*Given data*
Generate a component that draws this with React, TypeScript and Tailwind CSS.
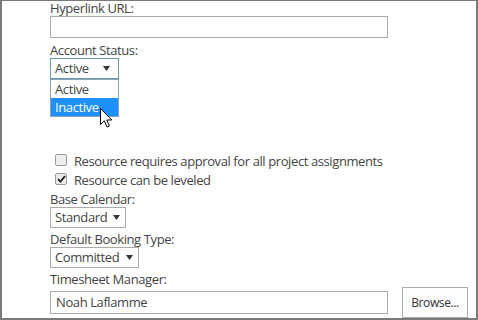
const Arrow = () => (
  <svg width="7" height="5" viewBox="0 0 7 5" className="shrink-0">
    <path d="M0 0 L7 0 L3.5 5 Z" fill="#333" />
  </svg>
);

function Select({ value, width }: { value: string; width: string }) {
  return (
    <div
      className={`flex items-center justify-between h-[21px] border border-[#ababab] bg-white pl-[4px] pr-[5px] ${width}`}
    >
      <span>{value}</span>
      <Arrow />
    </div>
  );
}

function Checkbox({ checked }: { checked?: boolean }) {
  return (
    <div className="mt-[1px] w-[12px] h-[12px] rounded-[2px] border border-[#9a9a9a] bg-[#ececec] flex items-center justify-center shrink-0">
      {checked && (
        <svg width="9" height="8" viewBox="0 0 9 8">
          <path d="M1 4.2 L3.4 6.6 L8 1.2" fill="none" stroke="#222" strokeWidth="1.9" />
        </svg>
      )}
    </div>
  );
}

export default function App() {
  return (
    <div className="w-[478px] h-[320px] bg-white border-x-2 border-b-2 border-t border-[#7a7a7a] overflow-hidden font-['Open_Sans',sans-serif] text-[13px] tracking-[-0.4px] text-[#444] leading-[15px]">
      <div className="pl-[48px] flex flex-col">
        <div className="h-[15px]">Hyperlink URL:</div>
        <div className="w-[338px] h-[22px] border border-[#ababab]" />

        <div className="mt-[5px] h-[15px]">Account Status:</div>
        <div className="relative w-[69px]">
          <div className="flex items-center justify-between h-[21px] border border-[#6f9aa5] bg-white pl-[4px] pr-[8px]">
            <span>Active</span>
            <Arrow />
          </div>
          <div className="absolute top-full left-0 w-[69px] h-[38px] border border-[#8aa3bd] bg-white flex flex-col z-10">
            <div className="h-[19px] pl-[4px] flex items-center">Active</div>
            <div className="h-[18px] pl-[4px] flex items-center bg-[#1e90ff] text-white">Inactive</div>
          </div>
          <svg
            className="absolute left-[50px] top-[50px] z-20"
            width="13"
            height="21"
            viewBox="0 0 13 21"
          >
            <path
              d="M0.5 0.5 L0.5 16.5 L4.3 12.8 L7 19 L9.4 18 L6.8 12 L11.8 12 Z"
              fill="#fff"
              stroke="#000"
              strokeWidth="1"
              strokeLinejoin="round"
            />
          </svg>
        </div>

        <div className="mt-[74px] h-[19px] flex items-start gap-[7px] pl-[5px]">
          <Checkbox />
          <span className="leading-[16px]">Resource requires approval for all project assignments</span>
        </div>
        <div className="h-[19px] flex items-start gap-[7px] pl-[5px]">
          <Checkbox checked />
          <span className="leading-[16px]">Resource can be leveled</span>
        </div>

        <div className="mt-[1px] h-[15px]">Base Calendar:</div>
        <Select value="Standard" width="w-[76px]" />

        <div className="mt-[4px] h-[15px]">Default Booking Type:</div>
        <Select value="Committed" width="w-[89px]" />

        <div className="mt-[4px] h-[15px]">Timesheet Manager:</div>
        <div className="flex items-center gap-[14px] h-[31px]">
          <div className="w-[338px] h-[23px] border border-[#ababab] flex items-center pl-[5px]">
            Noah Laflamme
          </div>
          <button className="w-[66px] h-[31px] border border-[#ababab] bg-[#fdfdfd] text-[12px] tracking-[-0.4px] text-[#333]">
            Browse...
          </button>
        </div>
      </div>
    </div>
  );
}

*Task directions*
Leave out the pictures and copy the rest of the material above exactly.

*Task result*
Generate a component that draws this with React, TypeScript and Tailwind CSS.
const Arrow = () => (
  <svg width="7" height="5" viewBox="0 0 7 5" className="shrink-0">
    <path d="M0 0 L7 0 L3.5 5 Z" fill="#333" />
  </svg>
);

function Select({ value, width }: { value: string; width: string }) {
  return (
    <div
      className={`flex items-center justify-between h-[21px] border border-[#ababab] bg-white pl-[4px] pr-[5px] ${width}`}
    >
      <span>{value}</span>
      <Arrow />
    </div>
  );
}

function Checkbox({ checked }: { checked?: boolean }) {
  return (
    <div className="mt-[1px] w-[12px] h-[12px] rounded-[2px] border border-[#9a9a9a] bg-[#ececec] flex items-center justify-center shrink-0">
      {checked && (
        <svg width="9" height="8" viewBox="0 0 9 8">
          <path d="M1 4.2 L3.4 6.6 L8 1.2" fill="none" stroke="#222" strokeWidth="1.9" />
        </svg>
      )}
    </div>
  );
}

export default function App() {
  return (
    <div className="w-[478px] h-[320px] bg-white border-x-2 border-b-2 border-t border-[#7a7a7a] overflow-hidden font-['Open_Sans',sans-serif] text-[13px] tracking-[-0.4px] text-[#444] leading-[15px]">
      <div className="pl-[48px] flex flex-col">
        <div className="h-[15px]">Hyperlink URL:</div>
        <div className="w-[338px] h-[22px] border border-[#ababab]" />

        <div className="mt-[5px] h-[15px]">Account Status:</div>
        <div className="relative w-[69px]">
          <div className="flex items-center justify-between h-[21px] border border-[#6f9aa5] bg-white pl-[4px] pr-[8px]">
            <span>Active</span>
            <Arrow />
          </div>
          <div className="absolute top-full left-0 w-[69px] h-[38px] border border-[#8aa3bd] bg-white flex flex-col z-10">
            <div className="h-[19px] pl-[4px] flex items-center">Active</div>
            <div className="h-[18px] pl-[4px] flex items-center bg-[#1e90ff] text-white">Inactive</div>
          </div>
          <svg
            className="absolute left-[50px] top-[50px] z-20"
            width="13"
            height="21"
            viewBox="0 0 13 21"
          >
            <path
              d="M0.5 0.5 L0.5 16.5 L4.3 12.8 L7 19 L9.4 18 L6.8 12 L11.8 12 Z"
              fill="#fff"
              stroke="#000"
              strokeWidth="1"
              strokeLinejoin="round"
            />
          </svg>
        </div>

        <div className="mt-[74px] h-[19px] flex items-start gap-[7px] pl-[5px]">
          <Checkbox />
          <span className="leading-[16px]">Resource requires approval for all project assignments</span>
        </div>
        <div className="h-[19px] flex items-start gap-[7px] pl-[5px]">
          <Checkbox checked />
          <span className="leading-[16px]">Resource can be leveled</span>
        </div>

        <div className="mt-[1px] h-[15px]">Base Calendar:</div>
        <Select value="Standard" width="w-[76px]" />

        <div className="mt-[4px] h-[15px]">Default Booking Type:</div>
        <Select value="Committed" width="w-[89px]" />

        <div className="mt-[4px] h-[15px]">Timesheet Manager:</div>
        <div className="flex items-center gap-[14px] h-[31px]">
          <div className="w-[338px] h-[23px] border border-[#ababab] flex items-center pl-[5px]">
            Noah Laflamme
          </div>
          <button className="w-[66px] h-[31px] border border-[#ababab] bg-[#fdfdfd] text-[12px] tracking-[-0.4px] text-[#333]">
            Browse...
          </button>
        </div>
      </div>
    </div>
  );
}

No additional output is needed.